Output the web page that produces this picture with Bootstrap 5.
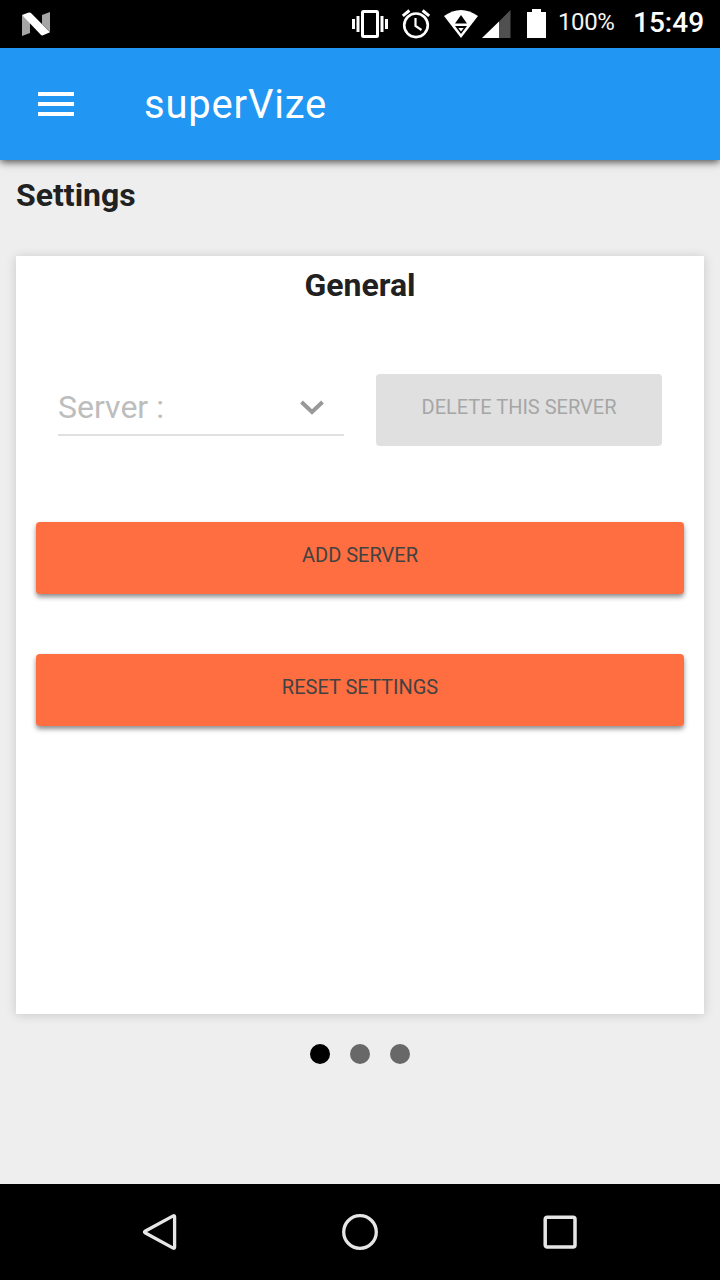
<!DOCTYPE html>
<html lang="en">
<head>
<meta charset="utf-8">
<meta name="viewport" content="width=device-width, initial-scale=1">
<title>superVize</title>
<link href="https://cdn.jsdelivr.net/npm/bootstrap@5.3.0/dist/css/bootstrap.min.css" rel="stylesheet">
<style>
  body { font-family: Roboto, "Liberation Sans", sans-serif; background: #eee; color: #212121; }
  svg { display: block; flex: none; }
  .status { height: 48px; padding: 0 16px 0 22px; white-space: nowrap; }
  .battery-text { font-size: 24px; line-height: 44px; color: #f4f4f4; width: 56px; margin-left: 11px; letter-spacing: -.4px; }
  .clock { font-size: 28px; font-weight: 500; line-height: 46px; width: 71px; margin-left: 19px; }
  .topbar { height: 112px; background: #2196f3; padding: 0 38px; gap: 70px; box-shadow: 0 2px 8px rgba(0,0,0,.7); z-index: 1; clip-path: inset(0 0 -20px 0); }
  .app-title { font-size: 40px; line-height: 56px; letter-spacing: .8px; padding-top: 2px; }
  .heading { font-size: 32px; font-weight: 700; line-height: 40px; }
  .page-heading { padding: 15px 16px 0; height: 96px; }
  .panel { height: 758px; margin: 0 16px; padding: 9px 20px 0; box-shadow: 0 1px 10px rgba(0,0,0,.16); }
  .server-row { margin: 69px 22px 0; gap: 32px; height: 72px; }
  .server-select { width: 286px; height: 62px; padding: 7px 20px 0 0; border-bottom: 2px solid #e0e0e0; color: #bdbdbd; font-size: 32px; line-height: 53px; }
  .action { height: 72px; border: 0; border-radius: 4px; font-size: 20px; line-height: 30px; padding: 0 0 6px; font-weight: 400; }
  .action-delete, .action-delete:disabled { width: 286px; background: #e0e0e0; color: #a6a6a6; opacity: 1; }
  .action-main, .action-main:hover { background: #ff6e40; color: #424242; box-shadow: 0 3px 5px rgba(0,0,0,.45); }
  .first-action { margin-top: 76px; }
  .second-action { margin-top: 60px; }
  .dots { gap: 20px; margin-top: 30px; }
  .dot { width: 20px; height: 20px; background: #686868; }
  .dot.active { background: #000; }
  .softkeys { height: 96px; padding: 0 142px; }
</style>
</head>
<body class="d-flex flex-column vh-100 overflow-hidden">
<header class="status bg-black text-white d-flex align-items-start flex-shrink-0">
  <svg class="me-auto" width="28" height="48" viewBox="22 0 28 48"><path d="M22 15v21l8-3V21zM42 15l8-3v20l-8-8z" fill="#a5a5a5"/><path d="M22 15l6-2.200q2-.8 3.500.7L50 32.200 43 35.300q-1.200.5-2.200-.5z" fill="#fff"/></svg>
  <svg width="195" height="48" viewBox="352 0 195 48" fill="#fff">
    <path d="M352 19h3v10h-3zM356.500 16h3v16h-3zM380.500 16h3v16h-3zM385 19h3v10h-3z"/>
    <rect x="362.500" y="11.500" width="15" height="25" rx="1" fill="none" stroke="#fff" stroke-width="3"/>
    <g fill="none" stroke="#fff"><circle cx="416" cy="25.300" r="11.800" stroke-width="2.600"/><path d="M415.500 18v8l6 4" stroke-width="2.200"/><path d="M402.800 15.800l6.600-5.300M422.600 10.500l6.600 5.300" stroke-width="3"/></g>
    <path d="M444 16Q461 4 478 16L461 38z"/>
    <path d="M461 15l6 8.500h-12zM455 26h12L461 34z" fill="#000"/><path d="M458.300 28h5.400l-2.700 3.600z"/>
    <path d="M482 38l17-16.500V38z"/><path d="M499 21.500L510.500 10v28H499z" fill="#505050"/>
    <path d="M527 12h5V9h9v3h5v26h-19z"/>
  </svg>
  <span class="battery-text">100%</span>
  <span class="clock">15:49</span>
</header>
<nav class="topbar d-flex align-items-center position-relative flex-shrink-0 text-white">
  <svg width="36" height="24" viewBox="0 0 36 24" role="button" aria-label="Menu"><path d="M0 0h36v4H0zM0 10h36v4H0zM0 20h36v4H0z" fill="#fff"/></svg>
  <span class="app-title">superVize</span>
</nav>
<main class="flex-grow-1">
  <h1 class="heading page-heading m-0">Settings</h1>
  <section class="panel bg-white">
    <h2 class="heading text-center m-0">General</h2>
    <div class="server-row d-flex">
      <div class="server-select d-flex align-items-center justify-content-between" role="button">
        <span>Server :</span>
        <svg width="24" height="15" viewBox="0 0 24 15"><path d="M1.500 2L12 12 22.500 2" fill="none" stroke="#999" stroke-width="4"/></svg>
      </div>
      <button class="btn action action-delete" disabled>DELETE THIS SERVER</button>
    </div>
    <button class="btn action action-main w-100 first-action">ADD SERVER</button>
    <button class="btn action action-main w-100 second-action">RESET SETTINGS</button>
  </section>
  <div class="dots d-flex justify-content-center">
    <span class="dot active rounded-circle"></span><span class="dot rounded-circle"></span><span class="dot rounded-circle"></span>
  </div>
</main>
<footer class="softkeys bg-black d-flex align-items-center justify-content-between flex-shrink-0">
  <svg width="36" height="36" viewBox="0 0 36 36" fill="none" stroke="#e6e6e6" stroke-width="3.300" stroke-linejoin="round"><path d="M3 17.200Q2 18 3 18.800L31.200 34.100Q32.600 34.700 32.600 33.100V2.900Q32.600 1.300 31.200 1.900z"/></svg>
  <svg width="36" height="36" viewBox="0 0 36 36" fill="none" stroke="#e6e6e6" stroke-width="3.300"><circle cx="18" cy="18" r="16.300"/></svg>
  <svg width="36" height="36" viewBox="0 0 36 36" fill="none" stroke="#e6e6e6" stroke-width="3.500"><rect x="3.200" y="3.200" width="29.800" height="29.800" rx="2"/></svg>
</footer>
<script src="https://cdn.jsdelivr.net/npm/bootstrap@5.3.0/dist/js/bootstrap.bundle.min.js"></script>
</body>
</html>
--------------------
All of the data needs repeating exactly, but the pictures do not.

Output the web page that produces this picture with Bootstrap 5.
<!DOCTYPE html>
<html lang="en">
<head>
<meta charset="utf-8">
<meta name="viewport" content="width=device-width, initial-scale=1">
<title>superVize</title>
<link href="https://cdn.jsdelivr.net/npm/bootstrap@5.3.0/dist/css/bootstrap.min.css" rel="stylesheet">
<style>
  body { font-family: Roboto, "Liberation Sans", sans-serif; background: #eee; color: #212121; }
  svg { display: block; flex: none; }
  .status { height: 48px; padding: 0 16px 0 22px; white-space: nowrap; }
  .battery-text { font-size: 24px; line-height: 44px; color: #f4f4f4; width: 56px; margin-left: 11px; letter-spacing: -.4px; }
  .clock { font-size: 28px; font-weight: 500; line-height: 46px; width: 71px; margin-left: 19px; }
  .topbar { height: 112px; background: #2196f3; padding: 0 38px; gap: 70px; box-shadow: 0 2px 8px rgba(0,0,0,.7); z-index: 1; clip-path: inset(0 0 -20px 0); }
  .app-title { font-size: 40px; line-height: 56px; letter-spacing: .8px; padding-top: 2px; }
  .heading { font-size: 32px; font-weight: 700; line-height: 40px; }
  .page-heading { padding: 15px 16px 0; height: 96px; }
  .panel { height: 758px; margin: 0 16px; padding: 9px 20px 0; box-shadow: 0 1px 10px rgba(0,0,0,.16); }
  .server-row { margin: 69px 22px 0; gap: 32px; height: 72px; }
  .server-select { width: 286px; height: 62px; padding: 7px 20px 0 0; border-bottom: 2px solid #e0e0e0; color: #bdbdbd; font-size: 32px; line-height: 53px; }
  .action { height: 72px; border: 0; border-radius: 4px; font-size: 20px; line-height: 30px; padding: 0 0 6px; font-weight: 400; }
  .action-delete, .action-delete:disabled { width: 286px; background: #e0e0e0; color: #a6a6a6; opacity: 1; }
  .action-main, .action-main:hover { background: #ff6e40; color: #424242; box-shadow: 0 3px 5px rgba(0,0,0,.45); }
  .first-action { margin-top: 76px; }
  .second-action { margin-top: 60px; }
  .dots { gap: 20px; margin-top: 30px; }
  .dot { width: 20px; height: 20px; background: #686868; }
  .dot.active { background: #000; }
  .softkeys { height: 96px; padding: 0 142px; }
</style>
</head>
<body class="d-flex flex-column vh-100 overflow-hidden">
<header class="status bg-black text-white d-flex align-items-start flex-shrink-0">
  <svg class="me-auto" width="28" height="48" viewBox="22 0 28 48"><path d="M22 15v21l8-3V21zM42 15l8-3v20l-8-8z" fill="#a5a5a5"/><path d="M22 15l6-2.200q2-.8 3.500.7L50 32.200 43 35.300q-1.200.5-2.200-.5z" fill="#fff"/></svg>
  <svg width="195" height="48" viewBox="352 0 195 48" fill="#fff">
    <path d="M352 19h3v10h-3zM356.500 16h3v16h-3zM380.500 16h3v16h-3zM385 19h3v10h-3z"/>
    <rect x="362.500" y="11.500" width="15" height="25" rx="1" fill="none" stroke="#fff" stroke-width="3"/>
    <g fill="none" stroke="#fff"><circle cx="416" cy="25.300" r="11.800" stroke-width="2.600"/><path d="M415.500 18v8l6 4" stroke-width="2.200"/><path d="M402.800 15.800l6.600-5.300M422.600 10.500l6.600 5.300" stroke-width="3"/></g>
    <path d="M444 16Q461 4 478 16L461 38z"/>
    <path d="M461 15l6 8.500h-12zM455 26h12L461 34z" fill="#000"/><path d="M458.300 28h5.400l-2.700 3.600z"/>
    <path d="M482 38l17-16.500V38z"/><path d="M499 21.500L510.500 10v28H499z" fill="#505050"/>
    <path d="M527 12h5V9h9v3h5v26h-19z"/>
  </svg>
  <span class="battery-text">100%</span>
  <span class="clock">15:49</span>
</header>
<nav class="topbar d-flex align-items-center position-relative flex-shrink-0 text-white">
  <svg width="36" height="24" viewBox="0 0 36 24" role="button" aria-label="Menu"><path d="M0 0h36v4H0zM0 10h36v4H0zM0 20h36v4H0z" fill="#fff"/></svg>
  <span class="app-title">superVize</span>
</nav>
<main class="flex-grow-1">
  <h1 class="heading page-heading m-0">Settings</h1>
  <section class="panel bg-white">
    <h2 class="heading text-center m-0">General</h2>
    <div class="server-row d-flex">
      <div class="server-select d-flex align-items-center justify-content-between" role="button">
        <span>Server :</span>
        <svg width="24" height="15" viewBox="0 0 24 15"><path d="M1.500 2L12 12 22.500 2" fill="none" stroke="#999" stroke-width="4"/></svg>
      </div>
      <button class="btn action action-delete" disabled>DELETE THIS SERVER</button>
    </div>
    <button class="btn action action-main w-100 first-action">ADD SERVER</button>
    <button class="btn action action-main w-100 second-action">RESET SETTINGS</button>
  </section>
  <div class="dots d-flex justify-content-center">
    <span class="dot active rounded-circle"></span><span class="dot rounded-circle"></span><span class="dot rounded-circle"></span>
  </div>
</main>
<footer class="softkeys bg-black d-flex align-items-center justify-content-between flex-shrink-0">
  <svg width="36" height="36" viewBox="0 0 36 36" fill="none" stroke="#e6e6e6" stroke-width="3.300" stroke-linejoin="round"><path d="M3 17.200Q2 18 3 18.800L31.200 34.100Q32.600 34.700 32.600 33.100V2.900Q32.600 1.300 31.200 1.900z"/></svg>
  <svg width="36" height="36" viewBox="0 0 36 36" fill="none" stroke="#e6e6e6" stroke-width="3.300"><circle cx="18" cy="18" r="16.300"/></svg>
  <svg width="36" height="36" viewBox="0 0 36 36" fill="none" stroke="#e6e6e6" stroke-width="3.500"><rect x="3.200" y="3.200" width="29.800" height="29.800" rx="2"/></svg>
</footer>
<script src="https://cdn.jsdelivr.net/npm/bootstrap@5.3.0/dist/js/bootstrap.bundle.min.js"></script>
</body>
</html>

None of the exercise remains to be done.